- Country: Iran
- Allegiance: Iran
- Branch: Islamic Revolutionary Guard Corps
- Role: Warfare and public control
- Size: 36,000+
- Garrison/HQ: Sanandaj، Kurdistan province

Commanders
- Commander: Sadegh Hosseini‌
- Substitute: Alireza Madani

= Kurdistan Beit-ol-Moqaddas Corps =

Unit under the Islamic Revolutionary Guard Corps

Kurdistan Beit-ol-Moqaddas Corps is a military unit under Basij and IRGC. Their headquarters is located in Sanandaj, and they are the largest and in charge of controlling all IRGC Corps and Basij units in Kurdistan province.

== Background ==
The history of the formation of this unit goes back to 1984 and was formed alongside the 662 Jerusalem Brigade during the Iran-Iraq war. This unit participated in Nasr 1, Karbala 1, Karbala 4 and Karbala 5, Wal-Fajr 8, Wal-Fajr 9 and Wal-Fajr 10 operations as a combat unit. After the integration of the IRGC and Basij ground force units, then the formation of provincial corps was established.
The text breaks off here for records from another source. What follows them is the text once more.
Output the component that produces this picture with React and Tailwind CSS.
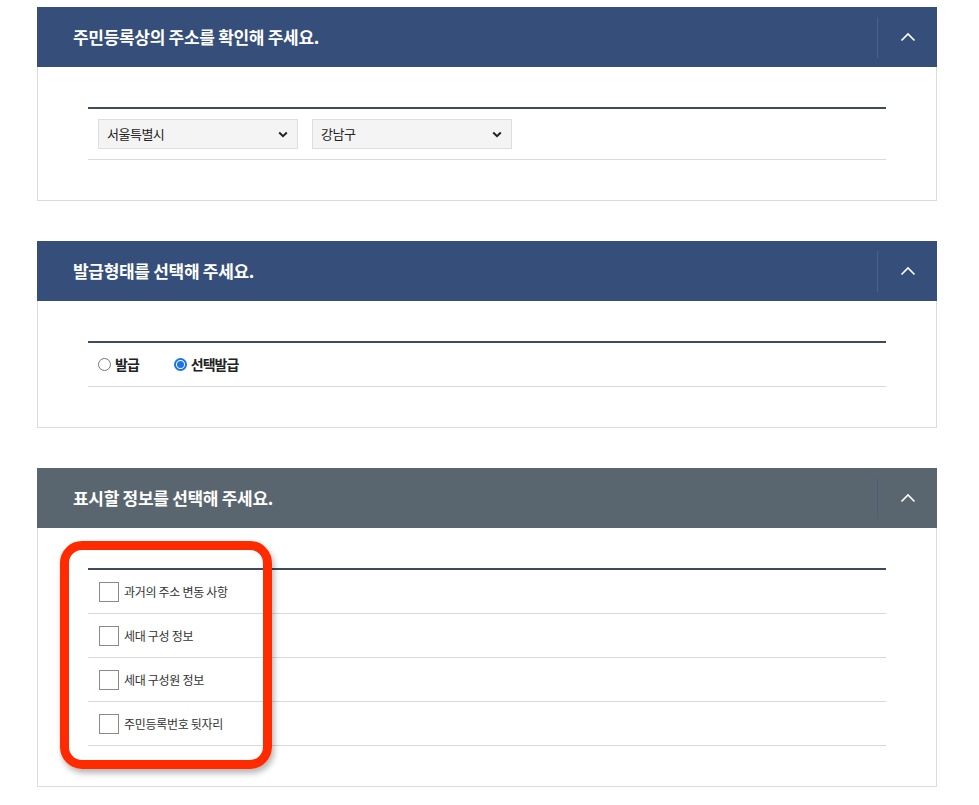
import React from "react";

const font = { fontFamily: '"Noto Sans CJK KR", "Noto Sans", sans-serif' };

function ChevronUp() {
  return (
    <svg width="16" height="10" viewBox="0 0 16 10" fill="none">
      <path d="M1.5 8.5 L8 2 L14.5 8.5" stroke="white" strokeWidth="1.6" />
    </svg>
  );
}

function ChevronDown() {
  return (
    <svg width="10" height="7" viewBox="0 0 10 7" fill="none">
      <path d="M1.2 1.5 L5 5.2 L8.8 1.5" stroke="#222" strokeWidth="2" />
    </svg>
  );
}

function Panel({ title, headerBg, dividerColor, children }) {
  return (
    <div className="w-[900px]">
      <div className={`h-[60px] flex items-center justify-between ${headerBg}`}>
        <h2 className="pl-[36px] text-white text-[17px] font-bold tracking-[-0.3px]">{title}</h2>
        <div className={`h-[41px] w-[60px] border-l flex items-center justify-center ${dividerColor}`}>
          <ChevronUp />
        </div>
      </div>
      <div className="border border-t-0 border-[#dcdcdc] px-[50px] pt-[40px] pb-[40px]">
        <div className="border-t-2 border-[#3d4a5f]">{children}</div>
      </div>
    </div>
  );
}

function SelectBox({ value }) {
  return (
    <div className="w-[200px] h-[30px] bg-[#f4f4f4] border border-[#dedede] flex items-center justify-between pl-[8px] pr-[9px] text-[13px] tracking-[-0.5px] text-[#222]">
      <span>{value}</span>
      <ChevronDown />
    </div>
  );
}

function Radio({ checked, label }) {
  return (
    <label className="flex items-center gap-[4px]">
      {checked ? (
        <span className="w-[13px] h-[13px] rounded-full border-2 border-[#1a73e8] flex items-center justify-center">
          <span className="w-[7px] h-[7px] rounded-full bg-[#1a73e8]" />
        </span>
      ) : (
        <span className="w-[13px] h-[13px] rounded-full border border-[#767676] bg-white" />
      )}
      <span className="text-[14px] font-bold tracking-[-1px] text-[#222]">{label}</span>
    </label>
  );
}

const infoItems = ["과거의 주소 변동 사항", "세대 구성 정보", "세대 구성원 정보", "주민등록번호 뒷자리"];

export default function App() {
  return (
    <div className="relative min-h-screen bg-white pl-[37px] pt-[7px]" style={font}>
      <div className="flex flex-col gap-[40px]">
        <Panel title="주민등록상의 주소를 확인해 주세요." headerBg="bg-[#354f7a]" dividerColor="border-[#4a6189]">
          <div className="flex gap-[14px] pl-[10px] py-[10px] border-b border-[#d9d9d9]">
            <SelectBox value="서울특별시" />
            <SelectBox value="강남구" />
          </div>
        </Panel>

        <Panel title="발급형태를 선택해 주세요." headerBg="bg-[#354f7a]" dividerColor="border-[#4a6189]">
          <div className="h-[44px] flex items-center gap-[35px] pl-[10px] border-b border-[#d9d9d9]">
            <Radio label="발급" />
            <Radio checked label="선택발급" />
          </div>
        </Panel>

        <Panel title="표시할 정보를 선택해 주세요." headerBg="bg-[#59666f]" dividerColor="border-[#4e5d74]">
          {infoItems.map((item) => (
            <div key={item} className="h-[44px] flex items-center gap-[5px] pl-[11px] border-b border-[#d9d9d9]">
              <span className="w-[20px] h-[20px] border border-[#8a8a8a] bg-white" />
              <span className="text-[12px] tracking-[-0.3px] text-[#333]">{item}</span>
            </div>
          ))}
        </Panel>
      </div>

      <div className="absolute left-[60px] top-[541px] w-[212px] h-[228px] border-[9px] border-[#ff2a00] rounded-[22px] shadow-[2px_4px_6px_rgba(0,0,0,0.3)]" />
    </div>
  );
}
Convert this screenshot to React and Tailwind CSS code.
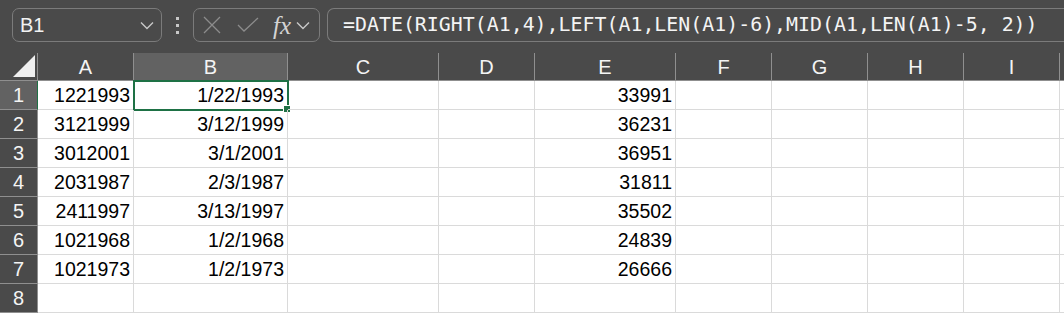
import React from 'react';

const cols = [
    { key: 'A', label: 'A' },
    { key: 'B', label: 'B' },
    { key: 'C', label: 'C' },
    { key: 'D', label: 'D' },
    { key: 'E', label: 'E' },
    { key: 'F', label: 'F' },
    { key: 'G', label: 'G' },
    { key: 'H', label: 'H' },
    { key: 'I', label: 'I' },
    { key: 'J', label: '' },
];

const rows = [
    { A: '1221993', B: '1/22/1993', E: '33991' },
    { A: '3121999', B: '3/12/1999', E: '36231' },
    { A: '3012001', B: '3/1/2001', E: '36951' },
    { A: '2031987', B: '2/3/1987', E: '31811' },
    { A: '2411997', B: '3/13/1997', E: '35502' },
    { A: '1021968', B: '1/2/1968', E: '24839' },
    { A: '1021973', B: '1/2/1973', E: '26666' },
    {},
];

const Chevron = ({ className }) => (
    <svg className={className} width="14" height="9" viewBox="0 0 14 9" fill="none">
        <path d="M1 1.5l6 6 6-6" stroke="currentColor" strokeWidth="1.4" />
    </svg>
);

const FormulaBar = () => (
    <div className="h-[53px] flex items-start pt-[8px] bg-[#4a4a4a]">
        {/* name box */}
        <div className="ml-[12px] w-[150px] h-[34px] rounded-[7px] border border-[#7b7b7b] flex items-center justify-between pl-[7px] pr-[7px] text-[#f2f2f2] text-[20px] font-['Liberation_Sans',sans-serif]">
            <span>B1</span>
            <Chevron className="text-[#c8c8c8]" />
        </div>
        {/* drag dots */}
        <div className="w-[31px] h-[34px] flex flex-col items-center justify-center gap-[4px]">
            <span className="w-[3px] h-[3px] bg-[#c8c8c8]" />
            <span className="w-[3px] h-[3px] bg-[#c8c8c8]" />
            <span className="w-[3px] h-[3px] bg-[#c8c8c8]" />
        </div>
        {/* cancel / enter / fx */}
        <div className="w-[127px] h-[34px] rounded-[7px] border border-[#7b7b7b] flex items-center pl-[9px] text-[#8c8c8c]">
            <svg width="18" height="18" viewBox="0 0 18 18" fill="none">
                <path d="M1 1l16 16M17 1L1 17" stroke="currentColor" strokeWidth="1.3" />
            </svg>
            <svg className="ml-[16px]" width="22" height="16" viewBox="0 0 22 16" fill="none">
                <path d="M1 8l6 6L21 1" stroke="currentColor" strokeWidth="1.3" />
            </svg>
            <span className="ml-[14px] text-[#d4d4d4] italic text-[25px] leading-none font-['Liberation_Serif',serif]">fx</span>
            <Chevron className="ml-[5px] text-[#c8c8c8]" />
        </div>
        {/* formula input */}
        <div className="ml-[7px] flex-1 h-[34px] rounded-l-[7px] border border-r-0 border-[#7b7b7b] flex items-center pl-[15px] text-[#f4f4f4] text-[19.9px] font-['DejaVu_Sans_Mono',monospace] whitespace-nowrap overflow-hidden">
            =DATE(RIGHT(A1,4),LEFT(A1,LEN(A1)-6),MID(A1,LEN(A1)-5, 2))
        </div>
    </div>
);

const App = () => {
    return (
        <div className="w-[1064px] h-[314px] overflow-hidden bg-white font-['Liberation_Sans',sans-serif]">
            <FormulaBar />
            <div className="grid grid-cols-[38px_96px_154px_151px_96px_141px_96px_96px_96px_96px_96px] grid-rows-[28px_repeat(8,29px)]">
                {/* corner */}
                <div className="bg-[#4a4a4a] border-r border-b border-[#8f8f8f] flex items-end justify-end pr-[2px] pb-[3px]">
                    <svg width="22" height="22" viewBox="0 0 22 22">
                        <path d="M22 0V22H0Z" fill="#efefef" />
                    </svg>
                </div>
                {cols.map((c) => (
                    <div
                        key={c.key}
                        className={`flex items-center justify-center text-[20px] text-[#f4f4f4] border-b border-r ${c.key === 'B' ? 'bg-[#626262] border-r-[#8f8f8f] border-b-[#1e7145]' : 'bg-[#4a4a4a] border-[#8f8f8f]'}`}
                    >
                        {c.label}
                    </div>
                ))}
                {rows.map((r, i) => (
                    <React.Fragment key={i}>
                        <div
                            className={`flex items-center justify-center text-[20px] text-[#f4f4f4] border-r border-b border-[#8f8f8f] ${i === 0 ? 'bg-[#626262] border-r-[#1e7145]' : 'bg-[#4a4a4a]'}`}
                        >
                            {i + 1}
                        </div>
                        {cols.map((c) => (
                            <div
                                key={c.key}
                                className="relative border-r border-b border-[#dadada] flex items-center justify-end pr-[3px] pt-[2px] text-[19.5px] text-black"
                            >
                                {r[c.key] || ''}
                                {i === 0 && c.key === 'B' && (
                                    <>
                                        <div className="absolute top-[-1px] left-[-1px] right-[-2px] bottom-[-2px] border-2 border-[#1e7145]" />
                                        <div className="absolute right-[-4px] bottom-[-4px] w-[8px] h-[8px] bg-[#1e7145] border border-white" />
                                    </>
                                )}
                            </div>
                        ))}
                    </React.Fragment>
                ))}
            </div>
        </div>
    );
};

export default App;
The biggest sub-units which are a part of this unit are the 22nd Jerusalem Army, Sanandaj Army, Saqqez Army, Marivan Army and Baneh Army, all of which’s members are ethnic Kurds. Currently, Brigadier General Sadegh Hosseini is the commander of this unit.

== Activities ==
In February 2019, the corps had about 6,000 projects to help the people of Kurdistan province who were suffering from poverty. They have been involved in many clashes with the KDPI. In 1996, the KDPI agreed to stop all of its military activities in Iran. In 2018, a new wave of clashes sparked between the KDPI and the corps, causing the deaths of 20 Corps members and 11 KDPI rebels. In September 2018, the corps claimed responsibility for a missile strike against the headquarters of the KDP in Iraq. The strike reportedly killed 15 people and wounded 50.

The Kurdistan Beit-ol-Moqaddas Corps have also served as a counterterrorist group which fights back against Sunni extremism which has held a significant ground among the Kurds there. Their leader has stated that "the people of Kurdistan are committed Muslims and they hate the Takfiri groups", referring to the Islamic State and others.

The IRGC, using a sizable budget, fund dozens of military, cultural, social, and sporting events, in every Iranian province. Of which, the Kurdistan Beit-ol-Moqaddas Corps and the Kermanshah Nebi Akram Corps are the two that include the Kurdish language and Kurdish clothing in their events.